Winemakers Call on China’s Top Legislative Body to Lower Taxes
Luan Li
DATE:  Mar 08 2021
/ SOURCE:  Yicai
Winemakers Call on China’s Top Legislative Body to Lower Taxes Winemakers Call on China’s Top Legislative Body to Lower Taxes

(Yicai Global) March 8 -- China’s wine producers have taken a battering in the past year as the Covid-19 pandemic hampers sales and imported wines continue to encroach on their market share. To support the industry, deputies to the National People’s Congress, currently in session at the Two Sessions in Beijing, have asked that taxes be reduced.

Chinese wine producers are under great pressure as they face steep taxes, much higher production costs than other wine producing countries and stiff competition from imported wines as import duties shrink, said Jiang Ming, deputy to the NPC and chairman of Tianming Group.

The wine industry should be incorporated into agriculture, as it is in many other countries, and the sales tax of 10 percent waived and VAT slashed to 9 percent from 13 percent, said Zhou Hongjiang, chairman of Yantai Changyu Pioneer Wine Company, the country’s oldest and biggest winery.

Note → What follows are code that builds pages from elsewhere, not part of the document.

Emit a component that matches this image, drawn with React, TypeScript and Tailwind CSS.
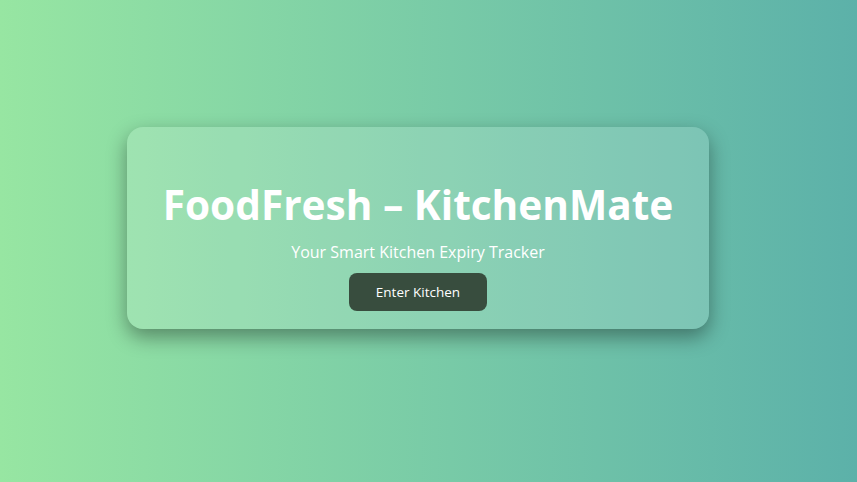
export default function App() {
  return (
    <div
      className="flex h-[482px] w-full items-center justify-center bg-gradient-to-r from-[#97e6a2] to-[#5cb1a9] pr-[21px] pb-[26px]"
      style={{ fontFamily: '"Open Sans", "Noto Sans", sans-serif' }}
    >
      {/* Card */}
      <div className="flex h-[202px] w-[582px] flex-col items-center rounded-2xl bg-white/15 pt-[54px] shadow-[0_8px_20px_rgba(0,0,0,0.38)]">
        <h1 className="text-[40.6px] font-bold leading-[48px] text-white">FoodFresh – KitchenMate</h1>
        <p className="mt-[12px] text-[16px] leading-[22px] text-white">Your Smart Kitchen Expiry Tracker</p>
        <button className="mt-[10px] h-[38px] w-[138px] rounded-lg bg-[#384d3e] text-[13.5px] text-white">
          Enter Kitchen
        </button>
      </div>
    </div>
  );
}
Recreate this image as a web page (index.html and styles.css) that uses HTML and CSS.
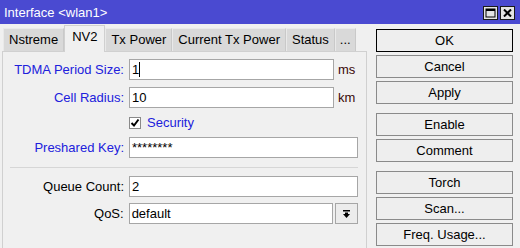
FILE: index.html
```html
<!DOCTYPE html>
<html lang="en">

<head>
    <meta charset="UTF-8">
    <meta name="viewport" content="width=device-width, initial-scale=1.0">
    <title>Interface &lt;wlan1&gt;</title>
    <link rel="stylesheet" href="styles.css">
</head>

<body>
    <div class="titlebar">
        <span class="title">Interface &lt;wlan1&gt;</span>
        <div class="win-buttons">
            <span class="win-btn">
                <svg width="11" height="10" viewBox="0 0 11 10">
                    <rect x="1" y="1" width="9" height="8" fill="none" stroke="#000" stroke-width="1"/>
                    <rect x="1" y="1" width="9" height="2" fill="#000"/>
                </svg>
            </span>
            <span class="win-btn">
                <svg width="9" height="8" viewBox="0 0 9 8">
                    <path d="M1 0.5 L8 7.5 M8 0.5 L1 7.5" stroke="#000" stroke-width="2"/>
                </svg>
            </span>
        </div>
    </div>

    <div class="main">
        <div class="left">
            <div class="tabs">
                <div class="tab">Nstreme</div>
                <div class="tab active">NV2</div>
                <div class="tab">Tx Power</div>
                <div class="tab">Current Tx Power</div>
                <div class="tab">Status</div>
                <div class="tab more">...</div>
            </div>

            <div class="panel">
                <div class="row first">
                    <span class="label blue">TDMA Period Size:</span>
                    <div class="field short">1<span class="caret"></span></div>
                    <span class="unit">ms</span>
                </div>
                <div class="row gap7">
                    <span class="label blue">Cell Radius:</span>
                    <div class="field short">10</div>
                    <span class="unit">km</span>
                </div>
                <div class="row check-row">
                    <span class="label"></span>
                    <span class="checkbox">
                        <svg width="10" height="10" viewBox="0 0 10 10">
                            <path d="M1.5 5 L4 7.5 L8.5 1.5" fill="none" stroke="#000" stroke-width="2"/>
                        </svg>
                    </span>
                    <span class="check-label blue">Security</span>
                </div>
                <div class="row gap4">
                    <span class="label blue">Preshared Key:</span>
                    <div class="field long">********</div>
                </div>

                <div class="separator"></div>

                <div class="row">
                    <span class="label">Queue Count:</span>
                    <div class="field long">2</div>
                </div>
                <div class="row gap6">
                    <span class="label">QoS:</span>
                    <div class="field short">default</div>
                    <span class="drop-btn">
                        <svg width="7" height="8" viewBox="0 0 7 8">
                            <rect x="0" y="0" width="7" height="1.5" fill="#000"/>
                            <rect x="2" y="2.5" width="3" height="1.5" fill="#000"/>
                            <path d="M0 4 L7 4 L3.5 8 Z" fill="#000"/>
                        </svg>
                    </span>
                </div>
            </div>
        </div>

        <div class="buttons">
            <div class="group">
                <div class="btn default">OK</div>
                <div class="btn">Cancel</div>
                <div class="btn">Apply</div>
            </div>
            <div class="group">
                <div class="btn">Enable</div>
                <div class="btn">Comment</div>
            </div>
            <div class="group">
                <div class="btn">Torch</div>
                <div class="btn">Scan...</div>
                <div class="btn">Freq. Usage...</div>
            </div>
        </div>
    </div>
</body>

</html>
```

FILE: styles.css
```css
/* Window frame */
body {
    margin: 0;
    background-color: #f0f0f0;
    font-family: 'Liberation Sans', Arial, sans-serif;
    font-size: 13px;
    color: #000;
    overflow: hidden;
}

.titlebar {
    height: 24px;
    background-color: #4a4ad1;
    display: flex;
    align-items: center;
    justify-content: space-between;
}

.title {
    color: #fff;
    padding-left: 4px;
    padding-top: 1px;
}

.win-buttons {
    display: flex;
    gap: 2px;
    margin-right: 5px;
    margin-top: 1px;
}

.win-btn {
    width: 13px;
    height: 12px;
    border: 1px solid #1a1a1a;
    background-color: #e4e4e4;
    display: flex;
    align-items: center;
    justify-content: center;
}

.main {
    display: flex;
}

/* Tabs and the property panel */
.left {
    margin-left: 2px;
    width: 365px;
}

.tabs {
    display: flex;
    align-items: flex-end;
    height: 26px;
    margin-top: 1px;
    padding-left: 1px;
}

.tab {
    height: 22px;
    line-height: 22px;
    padding: 0 5px;
    background-color: #d9d9d9;
    border: 1px solid #c9c9c9;
    border-top-color: #e9e9e9;
    border-left-color: #e9e9e9;
    border-bottom: none;
    box-sizing: content-box;
}

.tab.active {
    height: 26px;
    line-height: 22px;
    padding: 0 7px;
    background-color: #f0f0f0;
    border-color: #d0d0d0;
    margin-bottom: -1px;
    position: relative;
    z-index: 1;
}

.tab.more {
    padding: 0 4px;
}

.panel {
    border: 1px solid #d0d0d0;
    border-bottom: none;
    height: 200px;
    padding-top: 7px;
    padding-right: 8px;
}

.row {
    display: flex;
    align-items: center;
    height: 21px;
}

.gap7 {
    margin-top: 7px;
}

.gap6 {
    margin-top: 6px;
}

.gap4 {
    margin-top: 4px;
}

.check-row {
    margin-top: 4px;
}

.label {
    width: 121px;
    margin-right: 5px;
    text-align: right;
    white-space: nowrap;
}

.blue {
    color: #2020dc;
}

.field {
    height: 21px;
    box-sizing: border-box;
    border: 1px solid #a6a6a6;
    background-color: #fff;
    padding-left: 2px;
    line-height: 19px;
    white-space: nowrap;
}

.field.short {
    width: 205px;
}

.field.long {
    width: 229px;
}

.caret {
    display: inline-block;
    width: 1px;
    height: 15px;
    background-color: #000;
    vertical-align: -3px;
}

.unit {
    margin-left: 4px;
    color: #3a0808;
}

.checkbox {
    width: 10px;
    height: 10px;
    border: 1px solid #8a8a8a;
    background-color: #fff;
    display: flex;
    align-items: center;
    justify-content: center;
}

.check-label {
    margin-left: 6px;
}

.separator {
    height: 1px;
    background-color: #d6d6d6;
    margin: 9px 0 8px 7px;
}

.drop-btn {
    width: 21px;
    height: 19px;
    margin-left: 2px;
    border: 1px solid #a6a6a6;
    background-color: #ececec;
    display: flex;
    align-items: center;
    justify-content: center;
}

/* Command buttons on the right */
.buttons {
    margin-left: 9px;
    margin-top: 5px;
    width: 137px;
    display: flex;
    flex-direction: column;
    gap: 9px;
}

.group {
    display: flex;
    flex-direction: column;
    gap: 3px;
}

.btn {
    height: 21px;
    line-height: 21px;
    text-align: center;
    border: 1px solid #8a8a8a;
    background-color: #eeeeee;
}

.btn.default {
    border-color: #000;
}
```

Import tariffs have shriveled to 14 percent from 63 percent after China became a member of the World Trade Organization, Jiang said. New Zealand and Chile have no import duties on wine at all and must just levy 10 percent and 17 percent VAT respectively.

As a result, the market share of imported wine has doubled in five years, surging to 60 percent last year from 32 percent in 2015, Zhou said.

The market volume of Chinese vintners is not large, and yet they must still struggle with high costs and taxes, said an owner of a chateau in Ningxia Hui Autonomous Region.